Mysql – Does innodb guarantee unique data in unique indexes even with UNIQUE_CHECKS=0

indexMySQLunique-constraint

We have a suspicion that sometimes there could be non-unique data even with a UNIQUE index. Question is, can we rely on InnoDB guaranteeing that there won't ever be non-unique data, even in the presence of UNIQUE_CHECKS=0, so there is no reason to check it?

Edited to add: If it is possible to have non-unique index entries for a UNIQUE index in InnoDB (even with cheating), how is such a test-case created?

Or is it like foreign key constraints and InnoDB, where that guarantee can be broken by setting FOREIGN_KEY_CHECKS=0, so that if we want to be sure, we should check it with SELECT statements?

The documentation for UNIQUE_CHECKS:

Setting this variable to 0 does not require storage engines to ignore duplicate keys. An engine is still permitted to check for them and issue duplicate-key errors if it detects them.

documentation for Bulk Data Loading for InnoDB Tables:

If you have UNIQUE constraints on secondary keys, you can speed up table imports by temporarily turning off the uniqueness checks during the import session:

SET unique_checks=0;
... SQL import statements ...
SET unique_checks=1;

For big tables, this saves a lot of disk I/O because InnoDB can use its change buffer to write secondary index records in a batch. Be certain that the data contains no duplicate keys.

These seem to imply that UNIQUE_CHECKS=0 can be used to break the uniqueness guarantee.

MariaDB Enterprise documentation for unique_checks:

Set to 0 to speed up imports of large tables to InnoDB. The storage engine will still issue a duplicate key error if it detects one, even if set to 0.

This seems to imply that the guarantee holds, even with UNIQUE_CHECKS=0.

This example SQL demonstrates UNIQUE_CHECKS=0 is ignored and uniqueness seems to be enforced still:

DROP TABLE IF EXISTS `FOO`;

CREATE TABLE `FOO` (
    `foo` VARCHAR(255) NOT NULL,
    UNIQUE INDEX (`foo`)
) ENGINE=InnoDB;

INSERT INTO FOO (foo) VALUES ('A');

SET UNIQUE_CHECKS=0;
-- This generates the error:
-- ERROR 1062 (23000) at line 11: Duplicate entry 'A' for key 'foo'
-- even though UNIQUE_CHECKS=0
INSERT INTO FOO (foo) VALUES ('A');

(Edit: Simplified example to only demonstrate that UNIQUE_CHECKS=0 is ignored.)
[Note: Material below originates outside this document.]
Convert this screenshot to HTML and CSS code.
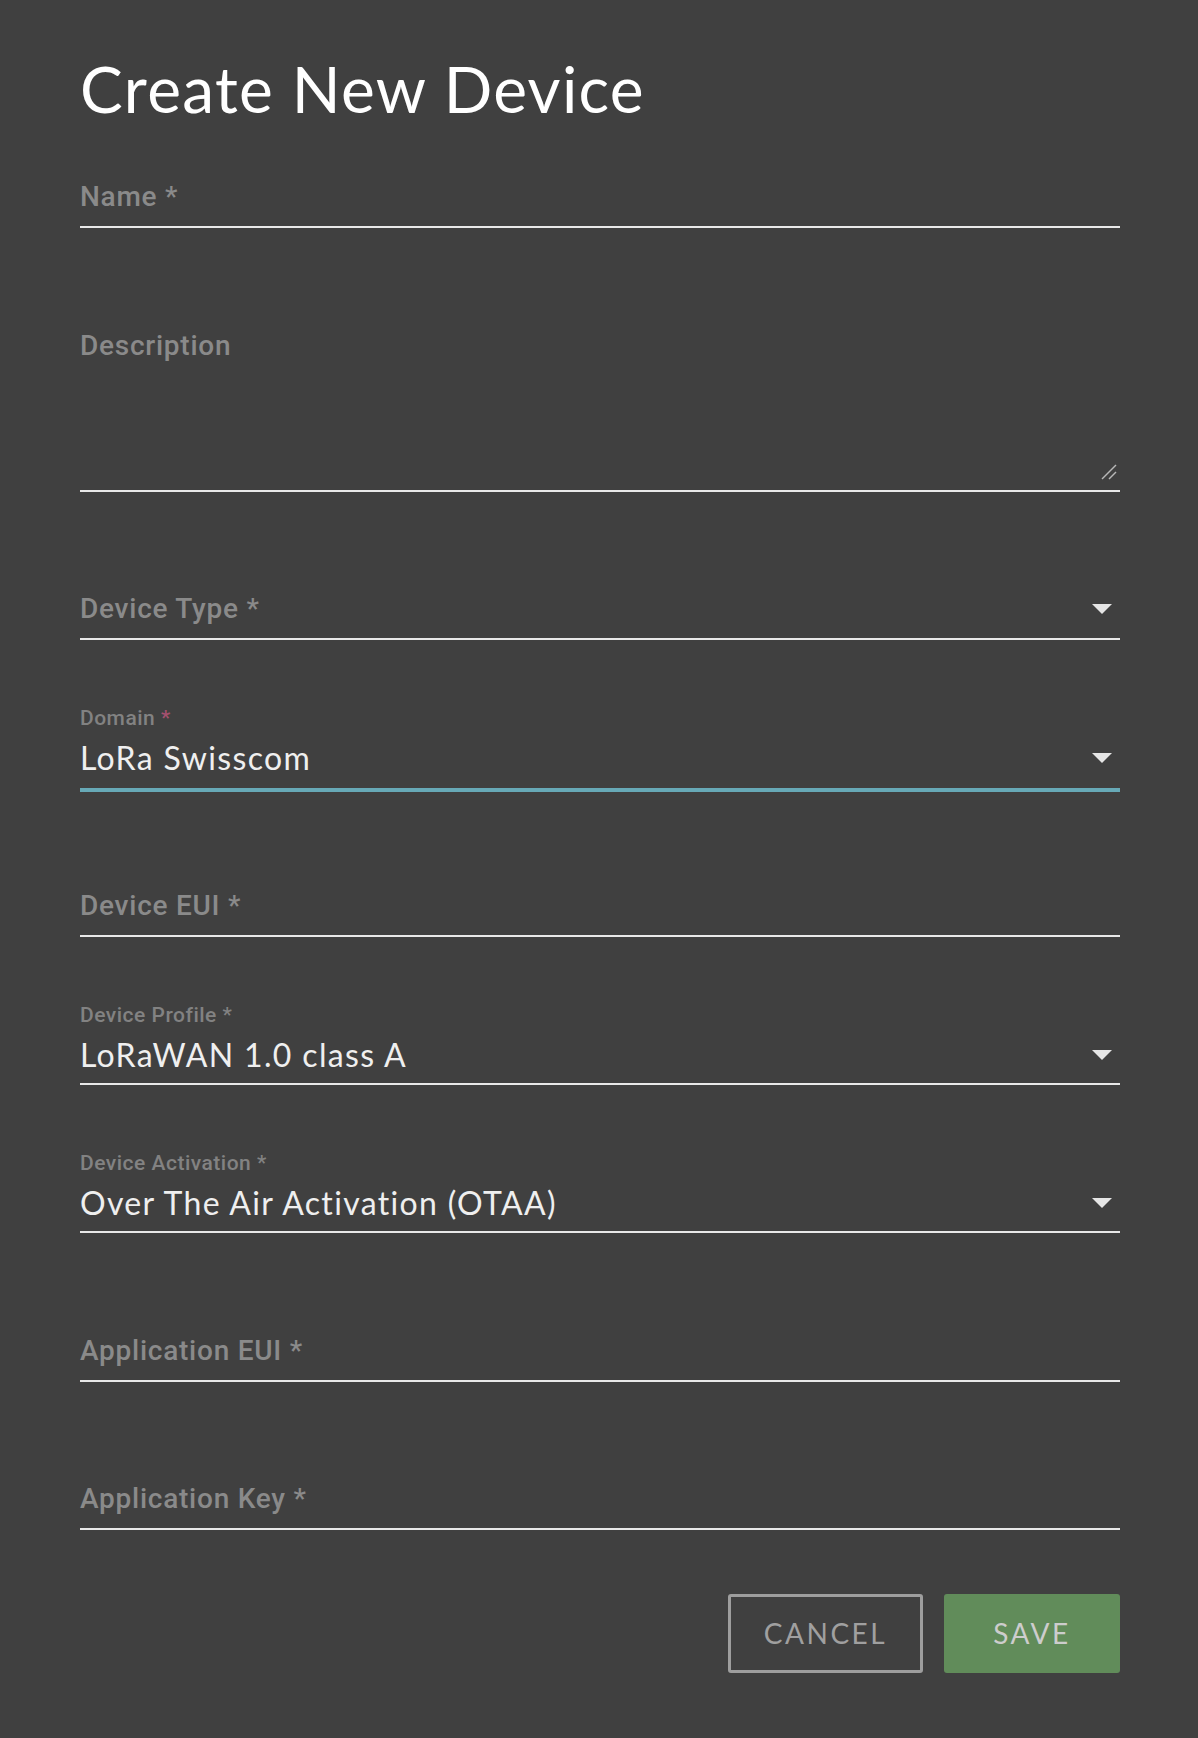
FILE: index.html
```html
<!DOCTYPE html>
<html lang="en">
<head>
<meta charset="utf-8">
<title>Create New Device</title>
<link rel="stylesheet" href="styles.css">
</head>
<body>
<div class="dialog">
  <h1 class="title">Create New Device</h1>
  <form class="form">
    <div class="field">
      <div class="row"><span class="placeholder">Name *</span></div>
    </div>
    <div class="field field-multi">
      <div class="row"><span class="placeholder">Description</span></div>
      <svg class="grip" width="16" height="16" viewBox="0 0 16 16">
        <line x1="15" y1="1" x2="1" y2="15" stroke="#b8b8b8" stroke-width="1.4"/>
        <line x1="15" y1="8" x2="8" y2="15" stroke="#b8b8b8" stroke-width="1.4"/>
      </svg>
    </div>
    <div class="field">
      <div class="row">
        <span class="placeholder">Device Type *</span>
        <svg class="arrow" width="20" height="10" viewBox="0 0 20 10"><path d="M0 0H20L10 10Z" fill="#e6e6e6"/></svg>
      </div>
    </div>
    <div class="field filled focused">
      <div class="small-label">Domain <span class="req">*</span></div>
      <div class="row">
        <span class="value">LoRa Swisscom</span>
        <svg class="arrow" width="20" height="10" viewBox="0 0 20 10"><path d="M0 0H20L10 10Z" fill="#e6e6e6"/></svg>
      </div>
    </div>
    <div class="field">
      <div class="row"><span class="placeholder">Device EUI *</span></div>
    </div>
    <div class="field filled">
      <div class="small-label">Device Profile *</div>
      <div class="row">
        <span class="value">LoRaWAN 1.0 class A</span>
        <svg class="arrow" width="20" height="10" viewBox="0 0 20 10"><path d="M0 0H20L10 10Z" fill="#e6e6e6"/></svg>
      </div>
    </div>
    <div class="field filled">
      <div class="small-label">Device Activation *</div>
      <div class="row">
        <span class="value">Over The Air Activation (OTAA)</span>
        <svg class="arrow" width="20" height="10" viewBox="0 0 20 10"><path d="M0 0H20L10 10Z" fill="#e6e6e6"/></svg>
      </div>
    </div>
    <div class="field">
      <div class="row"><span class="placeholder">Application EUI *</span></div>
    </div>
    <div class="field">
      <div class="row"><span class="placeholder">Application Key *</span></div>
    </div>
    <div class="actions">
      <button type="button" class="btn btn-cancel">CANCEL</button>
      <button type="button" class="btn btn-save">SAVE</button>
    </div>
  </form>
</div>
</body>
</html>
```
FILE: styles.css
```css
html, body {
  margin: 0;
  padding: 0;
  background: #404040;
}
body {
  min-height: 1738px;
}
.dialog {
  width: 1040px;
  margin-left: 80px;
  padding-top: 49px;
}
.title {
  margin: 0;
  font-family: "Lato", "Open Sans", sans-serif;
  font-weight: 400;
  font-size: 64px;
  line-height: 80px;
  height: 78px;
  color: #ffffff;
  letter-spacing: 1.3px;
}
.form {
  display: flex;
  flex-direction: column;
}
.field {
  position: relative;
  box-sizing: border-box;
  height: 148.3px;
  border-bottom: 2px solid #e8e8e8;
  display: flex;
  flex-direction: column;
  justify-content: flex-end;
  padding-bottom: 9px;
}
.field.filled {
  padding-bottom: 8px;
}
.form > .field:first-child {
  height: 100.8px;
}
.field-multi {
  height: 264px;
  justify-content: flex-start;
  padding-top: 98px;
}
.field.focused {
  border-bottom-color: transparent;
}
.field.focused::after {
  content: "";
  position: absolute;
  left: 0;
  right: 0;
  bottom: -6px;
  height: 4px;
  background: #67a9b7;
}
.row {
  display: flex;
  align-items: center;
  height: 40px;
}
.placeholder {
  flex: 1;
  font-family: "Roboto", "Liberation Sans", sans-serif;
  font-weight: 500;
  font-size: 28px;
  line-height: 40px;
  letter-spacing: 0.75px;
  color: #8a8a8a;
}
.value {
  flex: 1;
  font-family: "Lato", "Open Sans", sans-serif;
  font-size: 32px;
  line-height: 40px;
  color: #efefef;
  letter-spacing: 1.35px;
}
.small-label {
  font-family: "Roboto", "Liberation Sans", sans-serif;
  font-weight: 500;
  font-size: 21px;
  line-height: 24px;
  letter-spacing: 0.5px;
  color: #828282;
  margin-bottom: 8px;
}
.req {
  color: #a5506f;
}
.arrow {
  flex: none;
  margin-right: 8px;
}
.grip {
  position: absolute;
  right: 3px;
  bottom: 10px;
}
.actions {
  display: flex;
  justify-content: flex-end;
  gap: 21px;
  margin-top: 64px;
}
.btn {
  box-sizing: border-box;
  height: 79px;
  border-radius: 3px;
  font-family: "Lato", "Open Sans", sans-serif;
  font-size: 28px;
  letter-spacing: 2.5px;
  padding: 0;
  cursor: pointer;
}
.btn-cancel {
  width: 195px;
  background: transparent;
  border: 3px solid #9e9e9e;
  color: #a0a0a0;
}
.btn-save {
  width: 176px;
  background: #618c5a;
  border: none;
  color: #cdcdcd;
}
```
So which is it: Can we rely on InnoDB guaranteeing that there won't ever be non-unique data, even in the presence of UNIQUE_CHECKS=0, so there is no reason to check it?

We're using MySQL version 5.7.23.

Best Answer

Normally, index changes are put into the "change buffer" for later writing to disk. This happens for non-unique indexes. (This also applies to UPDATEs that change a UNIQUE index, and DELETEs, which necessarily remove a 'row' from the index.)

For UNIQUE indexes (and UNIQUE_CHECKS=1), each row being inserted is immediately verified as not being a dup. That way, the row can be rejected quickly. The drawback is that it must fetch the index block that contains the value in question. For huge tables, this may involve a read from disk, which can be relatively slow. And that disk read is blocking, so the INSERT must wait.

For a batch load of rows, it would be faster to load all the rows, populate the change buffer, and postpone having to actually look at the disk index.

UNIQUE_CHECKS was implemented in the days before fast SSDs and when RAM was small. That is, it used to be an important optimization.

The "Change Buffer" is a portion of the buffer_pool (default: 25%). It holds secondary index changes awaiting consolidation and insertion into the disk copy of the index.

When an index lookup is needed, it must check both the change buffer and the real index.

The real index is a bunch of 16KB blocks in a B+Tree organization based on the secondary index. Those blocks are cached (one-by-one, as needed) in the other 75% of the buffer_pool.

With UNIQUE_CHECKS=ON, the uniqueness test can be immediate; with it off, I suspect that the test is not done until either the bulk INSERT is finished, or the change buffer needs some flushing.

The change buffer is written to disk in the background. Note: This is one explanation for I/O when no queries are running. Logically, the CB is sorted; a block from disk is read; entries are merged into that block; then the block is left in the buffer_pool as "dirty". Eventually, another thread worries about writing dirty blocks to disk (another cause for strange I/O).